(begin)
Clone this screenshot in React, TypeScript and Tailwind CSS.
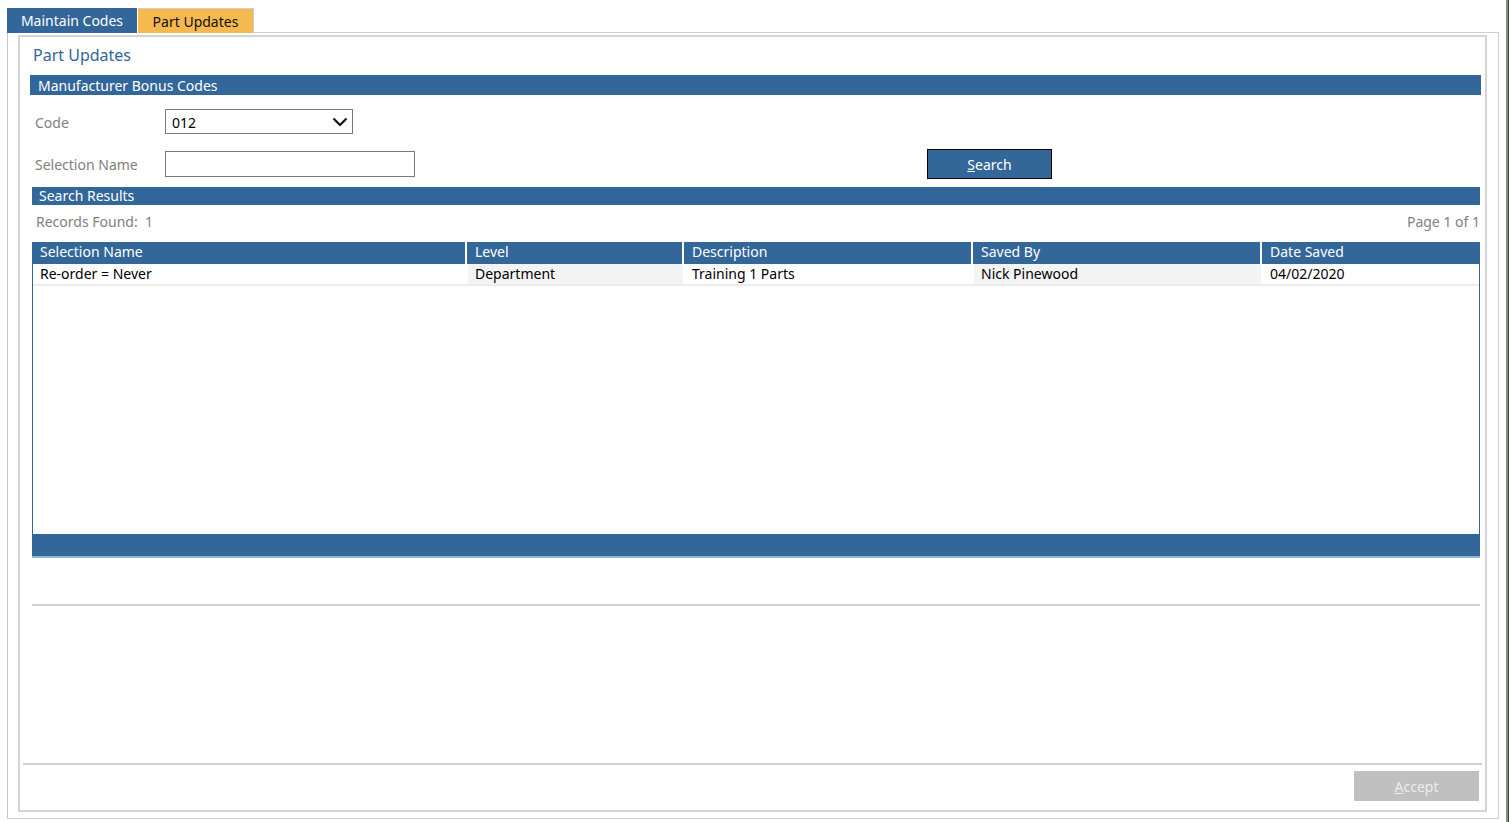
import React from "react";

const columns = [
  { key: "name", label: "Selection Name", width: "w-[435px]" },
  { key: "level", label: "Level", width: "w-[217px]" },
  { key: "desc", label: "Description", width: "w-[289px]" },
  { key: "by", label: "Saved By", width: "w-[289px]" },
  { key: "date", label: "Date Saved", width: "flex-1" },
];

const rows = [
  {
    name: "Re-order = Never",
    level: "Department",
    desc: "Training 1 Parts",
    by: "Nick Pinewood",
    date: "04/02/2020",
  },
];

function SectionBar({ title, className }: { title: string; className: string }) {
  return (
    <div className={`bg-[#336699] text-white text-[14px] leading-none flex items-center ${className}`}>
      {title}
    </div>
  );
}

export default function App() {
  return (
    <div className="relative w-[1509px] h-[822px] bg-white overflow-hidden font-['Noto_Sans',sans-serif] text-[14px] text-[#222]">
      {/* window edge on the right */}
      <div className="absolute right-0 top-0 h-full w-[3px] border-l-2 border-[#8a8a8a] bg-[#2f4a3c]" />

      <div className="pt-[8px] pl-[7px]">
        {/* tabs */}
        <div className="flex h-[25px] w-[1492px]">
          <div className="w-[130px] bg-[#336699] text-white flex items-center justify-center pb-[1px]">Maintain Codes</div>
          <div className="w-[116px] ml-[1px] bg-[#f6b94f] border-t border-r border-[#cfcfcf] text-[#111] flex items-center justify-center pt-[1px]">
            Part Updates
          </div>
          <div className="flex-1 border-b border-[#cfcfcf]" />
        </div>

        {/* outer panel */}
        <div className="w-[1492px] h-[786px] border-l border-r border-b border-[#cfcfcf] border-l-[#c8c8c8] pt-[2px] pl-[10px] pr-[11px] pb-[6px]">
          <div className="h-full border-2 border-[#d4d4d4] flex flex-col">
            <div className="pl-[10px] pr-[4px] flex flex-col">
              <div className="text-[#336699] text-[16px] h-[36px] flex items-center pl-[3px] pb-[1px]">Part Updates</div>

              <SectionBar title="Manufacturer Bonus Codes" className="h-[20px] pl-[8px] mt-[2px] pt-[1px]" />

              {/* code row */}
              <div className="flex items-center h-[25px] mt-[14px]">
                <div className="w-[135px] pl-[5px] text-[#808080] pt-[1px]">Code</div>
                <div className="w-[188px] h-[25px] border border-[#7a7a7a] flex items-center justify-between pl-[6px] pr-[4px] text-black pt-[1px]">
                  <span>012</span>
                  <svg width="16" height="10" viewBox="0 0 16 10">
                    <path d="M1.5 1.5 L8 8 L14.5 1.5" fill="none" stroke="#111" strokeWidth="2.2" />
                  </svg>
                </div>
              </div>

              {/* selection name row */}
              <div className="flex items-center h-[30px] mt-[15px]">
                <div className="w-[135px] pl-[5px] text-[#808080]">Selection Name</div>
                <div className="w-[250px] h-[26px] border border-[#7a7a7a]" />
                <div className="w-[512px]" />
                <button className="w-[125px] h-[30px] bg-[#336699] border border-black text-white flex items-center justify-center">
                  <span>
                    <span className="underline">S</span>earch
                  </span>
                </button>
              </div>

              <SectionBar title="Search Results" className="h-[18px] pl-[7px] mt-[8px] ml-[2px] mr-[1px]" />

              <div className="flex justify-between items-center h-[32px] pl-[4px] pr-[1px] ml-[2px] text-[#808080]">
                <span>Records Found:&nbsp; 1</span>
                <span>Page 1 of 1</span>
              </div>

              {/* results table */}
              <div className="ml-[2px] mr-[1px] mt-[5px] flex flex-col">
                <div className="flex h-[22px] bg-[#336699] text-white">
                  {columns.map((c, i) => (
                    <div
                      key={c.key}
                      className={`${c.width} flex items-center pl-[8px] pb-[3px] ${i < columns.length - 1 ? "border-r-2 border-white" : ""}`}
                    >
                      {c.label}
                    </div>
                  ))}
                </div>
                <div className="h-[270px] border-l border-r border-[#336699] flex flex-col">
                  {rows.map((r) => (
                    <div key={r.name} className="flex h-[22px] border-b-2 border-[#ececec] text-black">
                      {columns.map((c, i) => (
                        <div
                          key={c.key}
                          className={`${c.width} flex items-center pl-[7px] pb-[1px] ${i % 2 === 1 ? "bg-[#f4f4f4]" : "bg-white"} ${i < columns.length - 1 ? "border-r-2 border-white" : ""}`}
                        >
                          {r[c.key as keyof typeof r]}
                        </div>
                      ))}
                    </div>
                  ))}
                </div>
                <div className="h-[24px] bg-[#336699] border-b-2 border-[#8fb4dc]" />
              </div>

              <div className="mt-[46px] ml-[2px] mr-[1px] h-[2px] bg-[#d0d0d0]" />
            </div>

            <div className="flex-1" />

            <div className="mx-[3px] h-[2px] bg-[#d0d0d0]" />
            <div className="flex justify-end pr-[6px] pt-[6px] pb-[9px]">
              <button className="w-[125px] h-[30px] bg-[#c0c0c0] text-[#ececec] flex items-center justify-center">
                <span>
                  <span className="underline">A</span>ccept
                </span>
              </button>
            </div>
          </div>
        </div>
      </div>
    </div>
  );
}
(end)
## GIVEN PROBLEM
Return the material line for line, from its beginning to the line that contains "right-0 top-0 h-full", with the pictures left out.

## THE RESPONSE
Clone this screenshot in React, TypeScript and Tailwind CSS.
import React from "react";

const columns = [
  { key: "name", label: "Selection Name", width: "w-[435px]" },
  { key: "level", label: "Level", width: "w-[217px]" },
  { key: "desc", label: "Description", width: "w-[289px]" },
  { key: "by", label: "Saved By", width: "w-[289px]" },
  { key: "date", label: "Date Saved", width: "flex-1" },
];

const rows = [
  {
    name: "Re-order = Never",
    level: "Department",
    desc: "Training 1 Parts",
    by: "Nick Pinewood",
    date: "04/02/2020",
  },
];

function SectionBar({ title, className }: { title: string; className: string }) {
  return (
    <div className={`bg-[#336699] text-white text-[14px] leading-none flex items-center ${className}`}>
      {title}
    </div>
  );
}

export default function App() {
  return (
    <div className="relative w-[1509px] h-[822px] bg-white overflow-hidden font-['Noto_Sans',sans-serif] text-[14px] text-[#222]">
      {/* window edge on the right */}
      <div className="absolute right-0 top-0 h-full w-[3px] border-l-2 border-[#8a8a8a] bg-[#2f4a3c]" />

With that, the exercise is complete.